Go through the data and copy every line exactly, but not the images.

▬▬▬▬▬▬

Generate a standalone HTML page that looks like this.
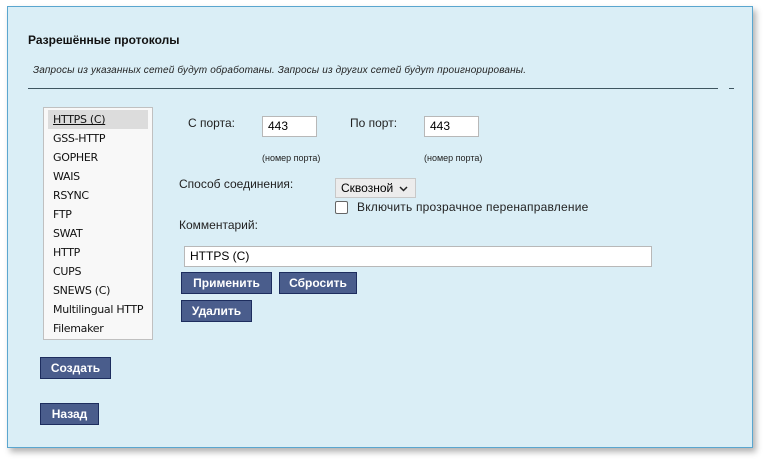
<!DOCTYPE html>
<html><head><meta charset="utf-8"><style>
body{margin:0;width:766px;height:462px;background:#fff;font-family:"Liberation Sans","DejaVu Sans",sans-serif;position:relative;overflow:hidden}
.panel{position:absolute;left:7px;top:6px;width:744px;height:440px;background:#daeef6;border:1px solid #5aa6cf;box-shadow:3px 4px 6px rgba(0,0,0,0.3)}
.a{position:absolute;white-space:nowrap}
.btn{position:absolute;background:#4a5d8c;border:1px solid #1d2d5e;color:#fff;font-weight:bold;font-size:12px;text-align:center;box-sizing:border-box;line-height:20px}
.inp{position:absolute;background:#fff;border:1px solid #b8b8b8;box-sizing:border-box;font-size:12px;padding-left:5px}
.list{position:absolute;left:43px;top:107px;width:110px;height:233px;background:#f8f8f8;border:1px solid #c0c0c0;box-sizing:border-box}
.list div{position:absolute;left:4px;width:100px;height:19px;line-height:19px;white-space:nowrap;padding-left:5px;box-sizing:border-box;color:#111;font-family:"DejaVu Sans",sans-serif;font-size:11px;letter-spacing:-0.3px}
</style></head><body>
<div class="panel"></div>
<div class="a" style="left:28px;top:33px;font-size:12px;font-weight:bold;color:#111">Разрешённые протоколы</div>
<div class="a" style="left:33px;top:65px;font-size:10px;font-style:italic;color:#222;letter-spacing:0.15px">Запросы из указанных сетей будут обработаны. Запросы из других сетей будут проигнорированы.</div>
<div class="a" style="left:28px;top:88px;width:690px;height:1px;background:#3e5560"></div>
<div class="a" style="left:729px;top:88px;width:5px;height:1px;background:#3e5560"></div>
<div class="list">
<div style="top:2px;background:#dcdcdc;text-decoration:underline">HTTPS (C)</div>
<div style="top:21px">GSS-HTTP</div>
<div style="top:40px">GOPHER</div>
<div style="top:59px">WAIS</div>
<div style="top:78px">RSYNC</div>
<div style="top:97px">FTP</div>
<div style="top:116px">SWAT</div>
<div style="top:135px">HTTP</div>
<div style="top:154px">CUPS</div>
<div style="top:173px">SNEWS (C)</div>
<div style="top:192px">Multilingual HTTP</div>
<div style="top:211px">Filemaker</div>
</div>
<div class="a" style="left:188px;top:116px;font-size:12px;color:#222">С порта:</div>
<div class="inp" style="left:262px;top:116px;width:55px;height:21px;line-height:19px">443</div>
<div class="a" style="left:350px;top:116px;font-size:12px;color:#222">По порт:</div>
<div class="inp" style="left:424px;top:116px;width:55px;height:21px;line-height:19px">443</div>
<div class="a" style="left:262px;top:153px;font-size:9px;color:#222">(номер порта)</div>
<div class="a" style="left:424px;top:153px;font-size:9px;color:#222">(номер порта)</div>
<div class="a" style="left:179px;top:177px;font-size:12px;color:#222">Способ соединения:</div>
<div class="a" style="left:335px;top:178px;width:81px;height:20px;background:#ececec;border:1px solid #c8c8c8;box-sizing:border-box;font-size:12px;line-height:18px;padding-left:5px">Сквозной <svg width="9" height="6" viewBox="0 0 9 6" style="margin-left:2px"><path d="M1 1l3.5 3.5L8 1" stroke="#222" stroke-width="1.5" fill="none"/></svg></div>
<div class="a" style="left:335px;top:201px;width:13px;height:13px;background:#fff;border:1px solid #666;border-radius:2px;box-sizing:border-box"></div>
<div class="a" style="left:357px;top:200px;font-size:12px;color:#222;letter-spacing:0.2px">Включить прозрачное перенаправление</div>
<div class="a" style="left:179px;top:218px;font-size:12px;color:#222">Комментарий:</div>
<div class="inp" style="left:184px;top:246px;width:468px;height:21px;line-height:19px">HTTPS (C)</div>
<div class="btn" style="left:181px;top:272px;width:91px;height:22px">Применить</div>
<div class="btn" style="left:279px;top:272px;width:78px;height:22px">Сбросить</div>
<div class="btn" style="left:181px;top:300px;width:71px;height:22px">Удалить</div>
<div class="btn" style="left:40px;top:357px;width:71px;height:22px">Создать</div>
<div class="btn" style="left:40px;top:403px;width:59px;height:22px">Назад</div>
</body></html>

▬▬▬▬▬▬

Completed task -
Generate a standalone HTML page that looks like this.
<!DOCTYPE html>
<html><head><meta charset="utf-8"><style>
body{margin:0;width:766px;height:462px;background:#fff;font-family:"Liberation Sans","DejaVu Sans",sans-serif;position:relative;overflow:hidden}
.panel{position:absolute;left:7px;top:6px;width:744px;height:440px;background:#daeef6;border:1px solid #5aa6cf;box-shadow:3px 4px 6px rgba(0,0,0,0.3)}
.a{position:absolute;white-space:nowrap}
.btn{position:absolute;background:#4a5d8c;border:1px solid #1d2d5e;color:#fff;font-weight:bold;font-size:12px;text-align:center;box-sizing:border-box;line-height:20px}
.inp{position:absolute;background:#fff;border:1px solid #b8b8b8;box-sizing:border-box;font-size:12px;padding-left:5px}
.list{position:absolute;left:43px;top:107px;width:110px;height:233px;background:#f8f8f8;border:1px solid #c0c0c0;box-sizing:border-box}
.list div{position:absolute;left:4px;width:100px;height:19px;line-height:19px;white-space:nowrap;padding-left:5px;box-sizing:border-box;color:#111;font-family:"DejaVu Sans",sans-serif;font-size:11px;letter-spacing:-0.3px}
</style></head><body>
<div class="panel"></div>
<div class="a" style="left:28px;top:33px;font-size:12px;font-weight:bold;color:#111">Разрешённые протоколы</div>
<div class="a" style="left:33px;top:65px;font-size:10px;font-style:italic;color:#222;letter-spacing:0.15px">Запросы из указанных сетей будут обработаны. Запросы из других сетей будут проигнорированы.</div>
<div class="a" style="left:28px;top:88px;width:690px;height:1px;background:#3e5560"></div>
<div class="a" style="left:729px;top:88px;width:5px;height:1px;background:#3e5560"></div>
<div class="list">
<div style="top:2px;background:#dcdcdc;text-decoration:underline">HTTPS (C)</div>
<div style="top:21px">GSS-HTTP</div>
<div style="top:40px">GOPHER</div>
<div style="top:59px">WAIS</div>
<div style="top:78px">RSYNC</div>
<div style="top:97px">FTP</div>
<div style="top:116px">SWAT</div>
<div style="top:135px">HTTP</div>
<div style="top:154px">CUPS</div>
<div style="top:173px">SNEWS (C)</div>
<div style="top:192px">Multilingual HTTP</div>
<div style="top:211px">Filemaker</div>
</div>
<div class="a" style="left:188px;top:116px;font-size:12px;color:#222">С порта:</div>
<div class="inp" style="left:262px;top:116px;width:55px;height:21px;line-height:19px">443</div>
<div class="a" style="left:350px;top:116px;font-size:12px;color:#222">По порт:</div>
<div class="inp" style="left:424px;top:116px;width:55px;height:21px;line-height:19px">443</div>
<div class="a" style="left:262px;top:153px;font-size:9px;color:#222">(номер порта)</div>
<div class="a" style="left:424px;top:153px;font-size:9px;color:#222">(номер порта)</div>
<div class="a" style="left:179px;top:177px;font-size:12px;color:#222">Способ соединения:</div>
<div class="a" style="left:335px;top:178px;width:81px;height:20px;background:#ececec;border:1px solid #c8c8c8;box-sizing:border-box;font-size:12px;line-height:18px;padding-left:5px">Сквозной <svg width="9" height="6" viewBox="0 0 9 6" style="margin-left:2px"><path d="M1 1l3.5 3.5L8 1" stroke="#222" stroke-width="1.5" fill="none"/></svg></div>
<div class="a" style="left:335px;top:201px;width:13px;height:13px;background:#fff;border:1px solid #666;border-radius:2px;box-sizing:border-box"></div>
<div class="a" style="left:357px;top:200px;font-size:12px;color:#222;letter-spacing:0.2px">Включить прозрачное перенаправление</div>
<div class="a" style="left:179px;top:218px;font-size:12px;color:#222">Комментарий:</div>
<div class="inp" style="left:184px;top:246px;width:468px;height:21px;line-height:19px">HTTPS (C)</div>
<div class="btn" style="left:181px;top:272px;width:91px;height:22px">Применить</div>
<div class="btn" style="left:279px;top:272px;width:78px;height:22px">Сбросить</div>
<div class="btn" style="left:181px;top:300px;width:71px;height:22px">Удалить</div>
<div class="btn" style="left:40px;top:357px;width:71px;height:22px">Создать</div>
<div class="btn" style="left:40px;top:403px;width:59px;height:22px">Назад</div>
</body></html>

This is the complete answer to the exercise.